The practice of Thangka requires the same devotion as does being a monk. Only deep-rooted dedication to this discipline can help achieve the level where Ms. Sarika Singh is today. Thangka is certainly not for those who look at it as a career for it is a religion in its own right that requires the commitment of a priest. Together with her husband, Master Locho, Sarika has dedicated her life to preserving and spreading the knowledge of Thangka. ‘Center for Living Buddhist Art’ was established by Ms. Sarika Singh and her husband, Master Locho. The Center for Living Buddhist Art has a painting school that provides training in Thangka painting; a painting studio, where masterpiece paintings are created that are a result of great research; and a Museum that is in progress. The museum aims to depict the 2300 years journey of Buddhist Paintings.
Spreading the Message
Buddhism is not a religion. It’s a philosophy that guides us to the right path. Similarly, Thangka is not just an art form. It’s a road that guides you to lessons worth learning and incorporating in your life. You might not be an art scholar or enthusiast, but you will still find yourself turning your head in the direction of the Thangka. For it isn’t just a picture depicted on a canvas with some bright colors. It is a sacred awakening that not many are worthy of.

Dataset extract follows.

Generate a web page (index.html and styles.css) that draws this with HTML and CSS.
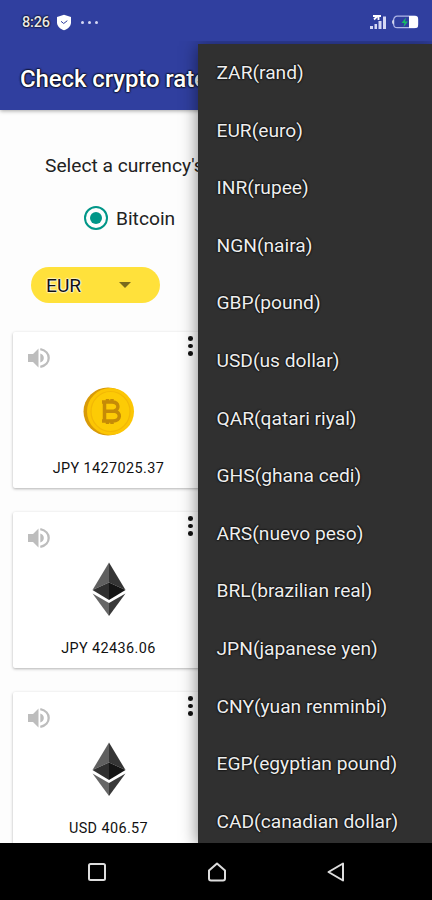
FILE: index.html
```html
<!DOCTYPE html>
<html lang="en">
<head>
    <meta charset="UTF-8">
    <meta name="viewport" content="width=device-width, initial-scale=1.0">
    <title>Check crypto rates</title>
    <link rel="stylesheet" href="styles.css">
</head>
<body>
    <div class="phone">
        <header>
            <div class="status-bar">
                <span class="time">8:26</span>
                <svg class="shield" width="16" height="17" viewBox="0 0 16 17">
                    <path d="M8 .7 15 3v5.5c0 3.800-3 6.300-7 7.800C4 14.800 1 12.300 1 8.500V3z" fill="#fff"/>
                    <path d="M5 7.300 7.700 9.500 11.300 6.700" fill="none" stroke="#303f9f" stroke-width="1"/>
                </svg>
                <span class="notifications"><i></i><i></i><i></i></span>
                <svg class="signal" width="17" height="14" viewBox="0 0 17 14">
                    <path d="M0 11h3v3H0zM4.500 9h2.500v5H4.500zM8.500 6h3v8h-3zM13 1.500h3V14h-3z" fill="#d5d8f4"/>
                    <path d="M3 1h8M8.500 1v4M4 4.500l3-3" fill="none" stroke="#fff" stroke-width="1.800"/>
                </svg>
                <svg class="battery" width="28" height="14" viewBox="0 0 28 14">
                    <rect x="2.700" y="1.200" width="24" height="11.500" rx="3.500" fill="none" stroke="#aeb5e6" stroke-width="1.200"/>
                    <path d="M2.500 4.500C.8 5 .8 9 2.500 9.500z" fill="#fff"/>
                    <path d="M18 1h6.500q2.500 0 2.500 2.500v7q0 2.500-2.500 2.500H18z" fill="#fff"/>
                    <path d="M15 2.500 10.500 8h3l-1 4L17 6.500h-3z" fill="#16bd65"/>
                </svg>
            </div>
            <h1>Check crypto rates</h1>
        </header>

        <main>
            <p class="prompt">Select a currency's rate</p>
            <div class="radio-row">
                <span class="radio"></span>
                <span class="radio-label">Bitcoin</span>
            </div>
            <div class="spinner">
                <span>EUR</span>
                <span class="arrow"></span>
            </div>

            <div class="cards">
                <div class="card">
                    <div class="card-top">
                        <svg class="speaker" width="22" height="22" viewBox="0 0 22 22">
                            <path d="M0 7h5l5.500-5.500v19L5 15H0z" fill="#bdbdbd"/>
                            <path d="M12.300 6.500C17 8 17 14 12.300 15.500z" fill="#bdbdbd"/>
                            <path d="M12.300 2.200C23.500 4.500 23.500 17.500 12.300 19.800" fill="none" stroke="#bdbdbd" stroke-width="2.300"/>
                        </svg>
                        <span class="more"><i></i><i></i><i></i></span>
                    </div>
                    <svg class="coin" width="54" height="54" viewBox="0 0 54 54">
                        <ellipse cx="26" cy="29.500" rx="24.500" ry="24" fill="#d89a08"/>
                        <ellipse cx="28.500" cy="29.500" rx="23.500" ry="23.500" fill="#fcc604"/>
                        <ellipse cx="28.500" cy="29.500" rx="19.500" ry="20" fill="#fdcb05" stroke="#f3b806" stroke-width="1.200"/>
                        <path d="M20 20h10c7.500 0 7.500 8 2 9 7.500 1 7 10-1 10H20M22.500 20v19M22.500 29.300H32M25.500 17V20M30 17V20M25.500 39v3M30 39v3" fill="none" stroke="#c58b07" stroke-width="3.500"/>
                    </svg>
                    <p class="rate">JPY 1427025.37</p>
                </div>

                <div class="card">
                    <div class="card-top">
                        <svg class="speaker" width="22" height="22" viewBox="0 0 22 22">
                            <path d="M0 7h5l5.500-5.500v19L5 15H0z" fill="#bdbdbd"/>
                            <path d="M12.300 6.500C17 8 17 14 12.300 15.500z" fill="#bdbdbd"/>
                            <path d="M12.300 2.200C23.500 4.500 23.500 17.500 12.300 19.800" fill="none" stroke="#bdbdbd" stroke-width="2.300"/>
                        </svg>
                        <span class="more"><i></i><i></i><i></i></span>
                    </div>
                    <svg class="coin" width="54" height="54" viewBox="0 0 54 54">
                        <path d="M27 .5v20L10.500 28z" fill="#606060"/>
                        <path d="M27 .5v20L43.500 28z" fill="#353535"/>
                        <path d="M27 20.500V38l-16.500-10z" fill="#303030"/>
                        <path d="M27 20.500V38l16.500-10z" fill="#141414"/>
                        <path d="M10.500 31.500 27 41V54z" fill="#666"/>
                        <path d="M43.500 31.500 27 41V54z" fill="#393939"/>
                    </svg>
                    <p class="rate">JPY 42436.06</p>
                </div>

                <div class="card">
                    <div class="card-top">
                        <svg class="speaker" width="22" height="22" viewBox="0 0 22 22">
                            <path d="M0 7h5l5.500-5.500v19L5 15H0z" fill="#bdbdbd"/>
                            <path d="M12.300 6.500C17 8 17 14 12.300 15.500z" fill="#bdbdbd"/>
                            <path d="M12.300 2.200C23.500 4.500 23.500 17.500 12.300 19.800" fill="none" stroke="#bdbdbd" stroke-width="2.300"/>
                        </svg>
                        <span class="more"><i></i><i></i><i></i></span>
                    </div>
                    <svg class="coin" width="54" height="54" viewBox="0 0 54 54">
                        <path d="M27 .5v20L10.500 28z" fill="#606060"/>
                        <path d="M27 .5v20L43.500 28z" fill="#353535"/>
                        <path d="M27 20.500V38l-16.500-10z" fill="#303030"/>
                        <path d="M27 20.500V38l16.500-10z" fill="#141414"/>
                        <path d="M10.500 31.500 27 41V54z" fill="#666"/>
                        <path d="M43.500 31.500 27 41V54z" fill="#393939"/>
                    </svg>
                    <p class="rate">USD 406.57</p>
                </div>
            </div>
        </main>

        <nav class="nav-bar">
            <svg width="20" height="20" viewBox="0 0 20 20"><rect x="2" y="2" width="16" height="16" rx="1.500"/></svg>
            <svg width="20" height="20" viewBox="0 0 20 20"><path d="M2 8.500 10 1.500l8 7V16.500q0 2-2 2H4q-2 0-2-2z"/></svg>
            <svg width="20" height="20" viewBox="0 0 20 20"><path d="M17 1.500v17L2.500 10z"/></svg>
        </nav>

        <!-- currency dropdown -->
        <ul class="menu">
            <li>ZAR(rand)</li>
            <li>EUR(euro)</li>
            <li>INR(rupee)</li>
            <li>NGN(naira)</li>
            <li>GBP(pound)</li>
            <li>USD(us dollar)</li>
            <li>QAR(qatari riyal)</li>
            <li>GHS(ghana cedi)</li>
            <li>ARS(nuevo peso)</li>
            <li>BRL(brazilian real)</li>
            <li>JPN(japanese yen)</li>
            <li>CNY(yuan renminbi)</li>
            <li>EGP(egyptian pound)</li>
            <li>CAD(canadian dollar)</li>
        </ul>
    </div>
</body>
</html>
```

FILE: styles.css
```css
* {
    margin: 0;
    padding: 0;
    box-sizing: border-box;
    font-family: Roboto, 'Liberation Sans', sans-serif;
}

body {
    background-color: #fdfdfd;
    color: #222;
}

.phone {
    position: relative;
    display: flex;
    flex-direction: column;
    width: 432px;
    height: 900px;
    overflow: hidden;
}

header {
    height: 110px;
    flex: none;
    background-color: #303f9f;
    color: #fff;
    box-shadow: 0 1px 4px rgba(0,0,0,0.35);
    z-index: 1;
}

.status-bar {
    display: flex;
    align-items: center;
    height: 44px;
    padding: 0 13px 0 22px;
}

.time {
    width: 28px;
    font-size: 14.5px;
    font-weight: 500;
    letter-spacing: -0.2px;
    color: #e8e8e8;
    text-shadow: 0 0 2px #000, 0 0 2px #000;
}

.shield {
    margin-left: 6px;
}

.notifications {
    display: flex;
    gap: 4px;
    margin-left: 9px;
}

.notifications i {
    width: 3px;
    height: 3px;
    border-radius: 50%;
    background-color: #d5d8f4;
}

.signal {
    margin-left: auto;
}

.battery {
    margin-left: 4px;
}

h1 {
    padding-left: 20px;
    font-size: 24px;
    font-weight: 500;
    letter-spacing: -0.1px;
    line-height: 70px;
    white-space: nowrap;
    text-shadow: 0 0 2px #000, 0 0 2px #000, 0 0 2px #000;
}

main {
    flex: 1;
    min-height: 0;
    overflow: hidden;
}

.prompt {
    padding: 44px 0 0 45px;
    font-size: 19.2px;
    line-height: 24px;
    white-space: nowrap;
}

.radio-row {
    display: flex;
    align-items: center;
    gap: 8px;
    height: 24px;
    margin: 28px 0 0 84px;
    font-size: 19.2px;
}

.radio {
    width: 24px;
    height: 24px;
    border: 2.400px solid #009688;
    border-radius: 50%;
    padding: 4px;
    background-color: #009688;
    background-clip: content-box;
}

.spinner {
    display: flex;
    align-items: center;
    justify-content: space-between;
    width: 129px;
    height: 36px;
    margin: 37px 0 0 31px;
    padding: 0 29px 0 15px;
    border-radius: 18px;
    background-color: #ffe13b;
    color: #111;
    font-size: 19.2px;
    text-shadow: 0 0 2px #fff, 0 0 2px #fff, 0 0 2px #fff, 0 0 1px #fff;
}

.arrow {
    border: 6px solid transparent;
    border-top-color: #7a6a1c;
    border-bottom: none;
}

.cards {
    display: flex;
    flex-direction: column;
    gap: 24px;
    padding: 29px 0 0 13px;
}

.card {
    display: flex;
    flex-direction: column;
    align-items: center;
    flex: none;
    width: 191px;
    height: 156px;
    background-color: #fff;
    border-radius: 2px;
    box-shadow: 0 1px 3px rgba(0,0,0,0.3);
}

.card-top {
    display: flex;
    justify-content: space-between;
    align-self: stretch;
    height: 50px;
    padding: 4px 11px 0 15px;
}

.speaker {
    margin-top: 11px;
}

.more {
    display: flex;
    flex-direction: column;
    gap: 3px;
}

.more i {
    width: 5px;
    height: 4.500px;
    border-radius: 50%;
    background-color: #111;
}

.coin {
    flex: none;
}

.rate {
    margin-top: 23px;
    font-size: 14.4px;
    line-height: 20px;
    letter-spacing: 0.4px;
    color: #111;
}

.nav-bar {
    display: flex;
    align-items: center;
    justify-content: space-between;
    flex: none;
    height: 57px;
    padding: 0 86px 0 87px;
    background-color: #000;
}

.nav-bar svg {
    fill: none;
    stroke: #ddd;
    stroke-width: 2;
    stroke-linejoin: round;
}

.menu {
    position: absolute;
    top: 44px;
    left: 197.500px;
    right: 0;
    height: 799px;
    overflow: hidden;
    list-style: none;
    background-color: #303030;
    color: #eee;
    box-shadow: 0 2px 16px rgba(0,0,0,0.5);
    clip-path: inset(-3px 0 0 -20px);
    z-index: 2;
}

.menu li {
    height: 57.600px;
    padding-left: 19px;
    font-size: 19.2px;
    line-height: 58.4px;
    white-space: nowrap;
    text-shadow: 0 0 2px #000, 0 0 2px #000;
}
```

The artists of Thangka are best referred to as priests of this religious art form because they have dedicated their lives to preserving, promoting and practicing it. The digital age has provided all information at the distance of a click. Yet some intricacies of this mysterious art still remain with the ecclesiastics only.
While you will be visiting the city to attend the TEDxDharamshala conference, grab the opportunity to visit the best Thangka painting institutes and museums in the world. Before you do, Ms. Sarika Singh will walk you through the glorious history of the Thangka Art, while she takes the TEDxDharamshala stage to talk about “The Transformative Journey of Thangka Art”.